Melanie Valenciana’s start as a volleyball player came in Odessa.
The Permian graduate played the sport throughout high school and college before beginning a professional beach volleyball career in 2013.
Valenciana made a return to her hometown Sunday from her current home in the Dominican Republic to host camps for the Permian Basin Elite Volleyball Club.
This is the first time she has gotten to train with local athletes, showing them the ins and outs of a sport that’s still new to the area.
“To come back and do it, I was super excited to finally be able to give back to where I come from,” Valenciana said. “I know beach is not big here yet, so I’m happy to be one of the first ones to come show them.”
The idea came about thanks to club director Linda McMillan after running into Valenciana’s father during a shopping trip.
When Valenciana gave the green light, she and McMillan worked out a date to host camps and start coaching athletes around the area.
The connection between the two dates back to when Valenciana was still playing for the Panthers while McMillan was the head volleyball coach at Odessa High.
The player and coach didn’t know each other very well on a personal level but McMillan was accommodating when Valenciana agreed to host some camps in Odessa.

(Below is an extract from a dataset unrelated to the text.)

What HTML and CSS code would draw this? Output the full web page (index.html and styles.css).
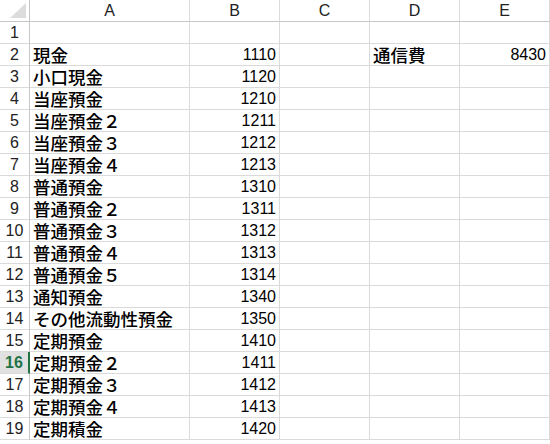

“Meeting her out here, she was such a great person,” Valenciana said of McMillan. “She helped so much, I felt very much at home.”
Valenciana didn’t have the chance to return home much since she started her professional career.
She started her collegiate career at Howard College before continuing on at Sul Ross State and Our Lady of the Lake University in San Antonio.
It was during that time she also started from playing outside in the sand and realized that it brought out her inner competitor.
She wanted to prove to herself she could get to the ball quick enough on the sand then fell in love with the sport from there.
Valenciana didn’t officially make the transition to beach volleyball until she was out of college but has made the most of the time she has competed in the sport.
She is hoping to get a chance to compete at the Tokyo Olympics and is currently going through the Olympic trials.
She represents the U.S. Virgin Islands in international competition and McMillan made sure Valenciana would have a place to continue her practice schedule when she made her way out to Odessa.
Living in the Dominican Republic took some adjusting at first for Valenciana, who knows what to expect now that she has some experience with the area.
Valenciana said being back in Odessa was exciting for her parents, especially her mother. She said her mother was happy with any moment they could get together, even if the beach volleyball star was out training.
The hope is to keep these camps going with McMillan already extending an invitation to bring Valenciana back for more camps in November.
“Her parents are here, her family is here,” McMillan said. “Us bringing her here helps her get to see her family.”